In news from Capitol Hill, a former top aide to Rep. Tom DeLay has pleaded guilty in connection to a lobbying scandal involving Republican lobbyist Jack Abramoff. The aide — Tony Rudy — is Delay’s former deputy chief of staff. He admitted accepting cash and other gifts and favors while working in the leadership office as well as after leaving government to become a lobbyist. In November, Delay’s former press secretary Michael Scanlon also plead guilty as part of an expanding Congressional corruption probe.

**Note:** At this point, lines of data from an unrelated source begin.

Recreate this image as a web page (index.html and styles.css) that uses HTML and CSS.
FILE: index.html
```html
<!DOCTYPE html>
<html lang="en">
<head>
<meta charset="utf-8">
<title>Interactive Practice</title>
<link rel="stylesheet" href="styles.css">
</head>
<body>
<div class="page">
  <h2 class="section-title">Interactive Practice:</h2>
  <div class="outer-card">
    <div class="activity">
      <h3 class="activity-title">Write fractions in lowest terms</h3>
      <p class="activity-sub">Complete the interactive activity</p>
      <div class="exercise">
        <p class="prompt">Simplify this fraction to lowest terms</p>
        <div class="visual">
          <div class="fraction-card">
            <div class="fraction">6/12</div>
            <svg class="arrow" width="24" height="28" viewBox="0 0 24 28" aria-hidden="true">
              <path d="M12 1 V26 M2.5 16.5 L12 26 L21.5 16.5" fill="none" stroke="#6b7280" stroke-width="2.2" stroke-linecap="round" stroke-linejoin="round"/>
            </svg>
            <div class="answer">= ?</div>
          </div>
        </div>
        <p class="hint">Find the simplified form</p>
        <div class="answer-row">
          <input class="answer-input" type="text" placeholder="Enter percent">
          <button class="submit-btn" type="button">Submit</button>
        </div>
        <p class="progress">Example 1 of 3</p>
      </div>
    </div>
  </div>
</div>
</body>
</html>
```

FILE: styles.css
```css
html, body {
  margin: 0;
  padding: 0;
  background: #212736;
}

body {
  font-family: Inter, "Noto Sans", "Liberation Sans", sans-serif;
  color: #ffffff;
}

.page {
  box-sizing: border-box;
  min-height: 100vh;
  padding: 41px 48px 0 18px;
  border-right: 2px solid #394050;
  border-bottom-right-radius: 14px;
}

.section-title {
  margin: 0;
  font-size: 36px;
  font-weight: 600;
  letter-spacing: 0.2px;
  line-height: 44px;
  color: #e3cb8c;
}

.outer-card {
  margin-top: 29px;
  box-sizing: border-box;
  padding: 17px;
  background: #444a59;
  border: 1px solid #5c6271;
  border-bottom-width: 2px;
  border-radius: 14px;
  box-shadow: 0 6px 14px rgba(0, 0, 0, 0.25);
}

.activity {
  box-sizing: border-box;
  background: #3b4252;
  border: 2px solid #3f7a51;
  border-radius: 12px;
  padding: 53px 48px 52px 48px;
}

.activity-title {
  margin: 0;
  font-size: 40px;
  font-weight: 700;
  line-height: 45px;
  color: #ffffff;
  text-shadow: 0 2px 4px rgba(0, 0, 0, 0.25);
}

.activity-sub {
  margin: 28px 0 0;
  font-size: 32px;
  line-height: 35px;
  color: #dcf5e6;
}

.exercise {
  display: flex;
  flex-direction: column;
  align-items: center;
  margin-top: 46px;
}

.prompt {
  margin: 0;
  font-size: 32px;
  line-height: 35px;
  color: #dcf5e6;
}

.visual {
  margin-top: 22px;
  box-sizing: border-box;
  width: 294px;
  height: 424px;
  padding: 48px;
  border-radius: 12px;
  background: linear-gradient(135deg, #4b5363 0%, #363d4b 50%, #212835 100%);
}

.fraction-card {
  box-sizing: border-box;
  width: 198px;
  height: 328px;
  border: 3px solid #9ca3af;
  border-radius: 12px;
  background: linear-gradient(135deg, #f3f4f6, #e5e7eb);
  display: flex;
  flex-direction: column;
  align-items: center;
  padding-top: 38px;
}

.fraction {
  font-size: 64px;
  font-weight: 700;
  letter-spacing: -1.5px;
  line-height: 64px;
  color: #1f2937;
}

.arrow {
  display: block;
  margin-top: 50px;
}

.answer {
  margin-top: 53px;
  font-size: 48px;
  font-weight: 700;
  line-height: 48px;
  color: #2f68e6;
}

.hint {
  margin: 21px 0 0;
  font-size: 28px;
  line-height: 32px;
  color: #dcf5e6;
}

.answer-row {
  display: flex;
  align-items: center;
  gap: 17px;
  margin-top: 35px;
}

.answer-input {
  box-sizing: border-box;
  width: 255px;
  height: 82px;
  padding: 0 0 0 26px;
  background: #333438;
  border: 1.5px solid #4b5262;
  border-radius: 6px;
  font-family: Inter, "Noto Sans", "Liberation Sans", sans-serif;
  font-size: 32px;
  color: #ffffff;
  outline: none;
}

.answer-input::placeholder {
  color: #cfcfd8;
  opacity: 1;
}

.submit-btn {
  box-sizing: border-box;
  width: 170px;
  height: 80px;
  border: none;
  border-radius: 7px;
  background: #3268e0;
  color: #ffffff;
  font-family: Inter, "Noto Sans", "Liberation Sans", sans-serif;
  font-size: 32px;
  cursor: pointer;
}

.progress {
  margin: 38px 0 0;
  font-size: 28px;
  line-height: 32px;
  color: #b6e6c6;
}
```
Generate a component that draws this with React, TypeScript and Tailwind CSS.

In New Orleans, over 2,000 demonstrators rallied on Saturday to protest the city’s plans for this month’s city elections. The Reverends Jesse Jackson and Al Sharpton and others called on the city to set up satellite polling places in areas like Houston to allow city residents who evacuated after Hurricane Katrina to vote in the city election. "The NAACP Legal Defense Fund is currently in the courts right now to attempt to provide satellite voter locations similar to those awarded Iraqi citizens and Bosnian citizens," said Algenita Scott Davis, the former head of the National Bar Association. "We want that same right. We want satellite voting for citizens or the election delayed. People don’t know where they can vote, they don’t know how to vote, they’re being charged a poll tax of transportation just to come to vote."
In labor news, janitors at Nova Southeast University have voted to join janitors at the University of Miami in a strike against UNICCO — the company hired by both schools to clean the campus. Janitors at both schools have accused the company of unfair labor practices.
Meanwhile in Denver, transit workers have gone on strike for the first time in 24 years.
And the New York Times is reporting, New York City’s black population is declining for the first time since the draft riots during the Civil War. According to census data, 30,000 fewer African-Americans lived in the city in 2004 than in 2000.